As a Senior Health and Safety Application Professional at 3M Canada, I have been encouraging the use of high performance face coverings to all my family and friends. This is a simple thing we can do to help slow the spread of the virus.

“Loose fitting cloth masks allow the air you breathe in and out to enter and escape around the sides of your face, and above your nose. While this will blunt the volume of aerosols from coming in and out, it may not filter the particles like a well-fitted high-performance face covering”.

What is a high-performance face covering?

Many people have been seeking out N95 respirators, which, are designed to help reduce exposure to airborne particulate hazards, including virus and bacteria particles. When fitted and worn properly, N95s help filter particles in the air you breathe.

N95s are NIOSH (National Institute for Occupational Health and Safety) approved, an important safety standard.

We recommend any use of a 3M N95 respirator be accompanied by proper fit testing. N95s are typically used in occupational settings and require fit testing to ensure the make, model and size fits each individual.

The good news is, in the absence of fit testing, wearing an N95 respirator as a high-performance face covering is an excellent upgrade to cloth face coverings most people have been using to protect against COVID-19.

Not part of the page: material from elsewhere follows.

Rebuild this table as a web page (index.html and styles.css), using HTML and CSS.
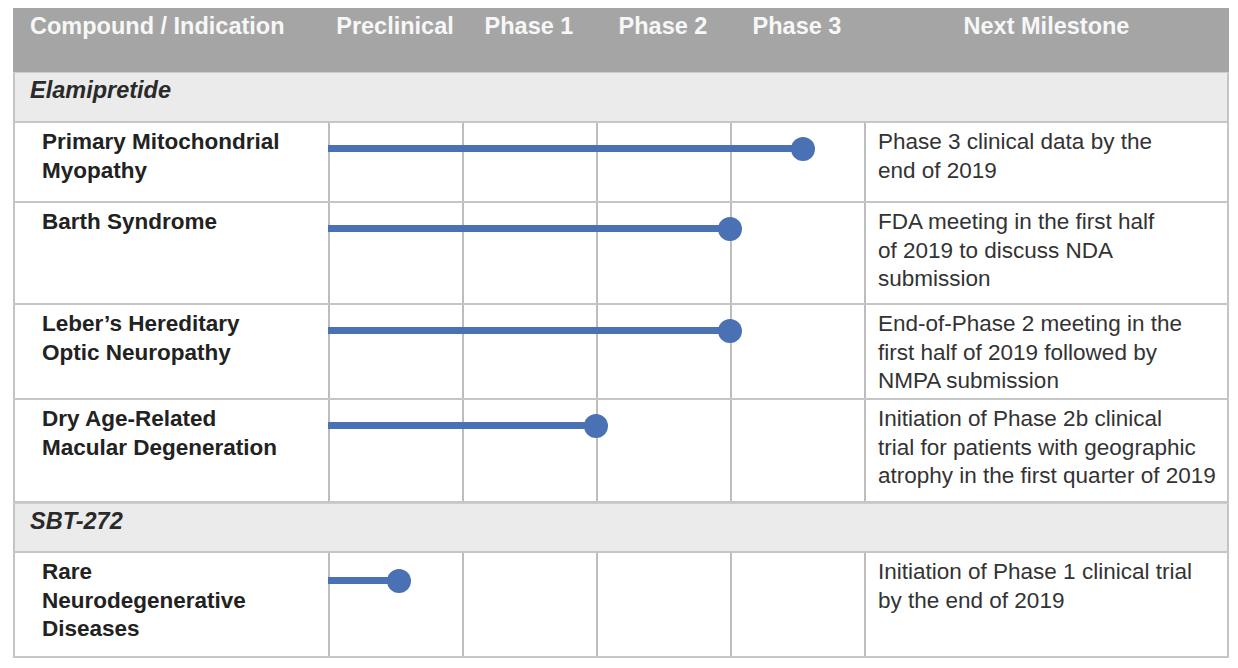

The key is wearing it properly to help ensure the air you’re breathing is being filtered. Here are a few tips to help you optimize your high-performance face covering:

  1. Seal the deal

The first and most important step in properly using a high-performance face covering is to get as tight of a seal as you can.

First, mold the nose piece around the contours of your nose to create a formable seal around your nose. A good test for air leakage around the nose is to put on a pair of glasses or sunglasses. If they fog up, the best possible seal has not been made. Reducing foggy glasses is an added side benefit to upping your face covering game.

  1. Shear the beard

Next, ensure you have a tight fit below your chin and around the sides of your jaw. For those with luscious beards, I’m sorry, you will not be able to achieve a proper seal over facial hair. It’s simply not possible. So, if you are serious about achieving a proper seal, a clean shave is the way to go.

  1. Wear both straps properly

High performance face coverings include two straps. Make sure to use both straps, one positioned on the crown of the head; the lower strap should be positioned below the ears. Ensure the straps aren’t twisted.

  1. Comfort is king

Another important factor in achieving the best protection possible is to ensure the face covering is comfortable. If it’s not comfortable, you will have the urge to adjust and fidget with it. Touching your face covering while wearing it could affect the seal.

Before you venture into a public space, be sure to put your face covering on ahead of time, get your seal tight and resist the urge to touch your face.

  1. Feel the filtration

When you have achieved a proper fit with a high-performance face covering you will notice the difference. It will feel different to breathe than when wearing a medical or cloth mask. This means your air is being pulled through the filter instead of entering and escaping through all the gaps when the face covering does not have a proper seal around your face.